What does it mean by ‘hallowed be your name?’ This is not the language we commonly use today. To hallow something, in the simplest definition, is to make it holy. In the Lord’s Prayer we are asking God to make his own name holy for each one of us. How can we then express and keep God’s name Holy?
Trying to keep God’s name holy does not have to be complicated. There are things we can avoid that will assist us in this such as not taking the Lord’s name in vain. Personally, I can find it quite frustrating when people use phrases like ‘Oh my God’ or ‘Jesus Christ’ as curses or exclamations of disbelief. I want to rebuke them and ask them to not use God’s name in this way.
Your Kingdom Come
Here we remember that God’s kingdom comes to us - sometimes in surprising ways. After all, God came to us unexpectedly as the baby Jesus. This is at the heart of the Gospel which we believe. God doesn’t just ask us to draw near to him, but he himself draws near to us. When we pray “your kingdom come” we invite God to be present in our lives in a profound and very real way. Some people today tend to think of God as being some kind of abstract being or an idea which is somehow “out there” and has nothing to do with our lives. But the Christian hope Jesus is teaching us to pray about is that when we pray, God’s kingdom draws near to us and lives in us by his Holy Spirit.
As we pray ‘your kingdom come’ may we be listening and trusting God will guide us in ways we can facilitate God’s kingdom here among us.
Give us each day our daily bread
I wonder how many of us know of, or have experienced for ourselves, someone who is struggling to have the daily necessities of life? I wonder how many of us take for granted the daily essentials we do have access to?
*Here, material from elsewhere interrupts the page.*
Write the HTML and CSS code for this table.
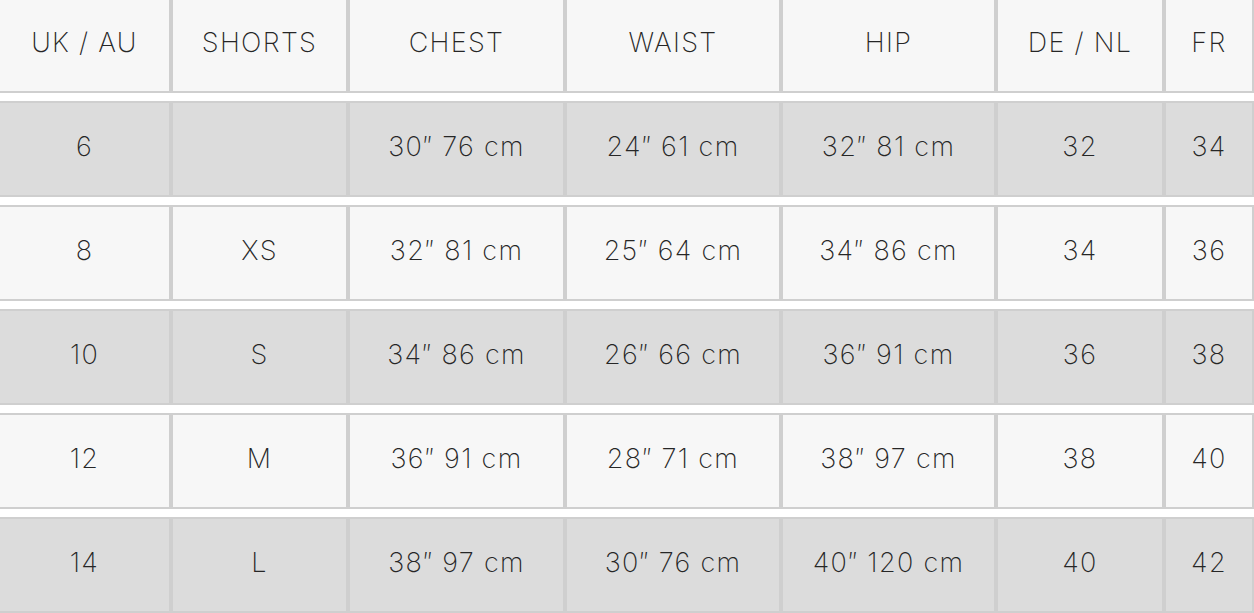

Personally, I can often glance over this part of the Lord’s Prayer and pray it as an act of “lip service”. I have never had a time where I have been without the daily essentials. When I was a student or interning, There have been times where the comforts were reduced or finances were tighter. However, I knew that one phone call or message to my parents would alleviate this pressure. I wasn’t alone in having to support myself. Did I ever truly trust God or seek God for the extra provision? I would love to be able to say yes. Unfortunately, my first port of call was the bank of mum and dad.
In the Old Testament, during the Exodus, they literally had to trust God for their daily bread. Without God’s provision, they had nothing. In a world where most of us are fortunate enough to have provision for the next day, and usually multiple days, how do we seek and trust God for the provision of our daily bread?
We often lose sight of the things we have in our lives or how we came to receive them. The food and provision we have come as a result of the pay from the jobs we have. The jobs we have come as a result of the skills we have. The skills we have come from the creator God who made each of us the way we are giving us our gifts and talents. If we trace it back, our daily provision comes from God. I encourage that we remember this each time we pray ‘Give us today our daily bread.’
Forgive our sins as we forgive others
How difficult do you find it to forgive others? How difficult do you find it to receive forgiveness?
Personally, forgiveness is one of the hardest parts of the Lord’s Prayer to accept and to enact. I am prepared to admit that there are times when I hold grudges. This is not always because I want to but often because I don’t always know how to let go and to forgive. However, sometimes, I can actually find it harder to receive forgiveness than to be the one to forgive. I wonder if you can relate to this?
When it comes to God’s relationship with us, one of the hardest things for us to accept can be forgiveness. We know we have wronged God. We can often feel like we can and should do better. God’s forgiveness, however, is not dependent upon what we do to earn it. This can be difficult to accept.
Does this mean God only forgives us if and when we forgive those who have done wrong by us? I don’t believe that is the case. When we forgive others we see the best in them and we try to see that whatever happened has happened and it is time to move on and let go of the hurt. When you next pray this part of the Lord’s Prayer, I would encourage you to think of it as praying that God will forgive you and see the best in you regardless of anything you may have done. I encourage us to see praying this as asking for God’s help in unconditionally forgiving anyone we may need to forgive because God has forgiven us.
Do not bring us to a time of trial
How many of us have heard the age old question: ‘Why does God allow suffering?’
Here in the Lord’s prayer we ask God not to lead us into the time of trial. Trials, by their very nature, are difficult and we all seek to avoid them. Unfortunately, as much as we all might try, we cannot always avoid times of trial in our lives. When we pray here, we petition God that the times of trial are not brought about by God leading us into them.
There is an important distinction we all need to remember, something being permissible by someone does not mean it is caused by them. For suffering, for example, just because suffering happens does not mean God allows or permits it. Suffering is not caused by God but God will use the trial for our learning development and as a time for us to be dependent upon God. Other Gospels, which have longer versions of the Lord’s Prayer, go on to petition that we be delivered from the evil one (Matthew 6:13). This part of the prayer, I believe, is to help remind us regularly God doesn’t lead us into the trials but that God will deliver us from the evil one who does lead us into trials and temptations.
As we face the week ahead, I would like to challenge us all to commit to praying the Lord’s prayer daily. As we do, let us pause on each phrase and take the time to allow God to speak to us, enlightening us on what it means to us.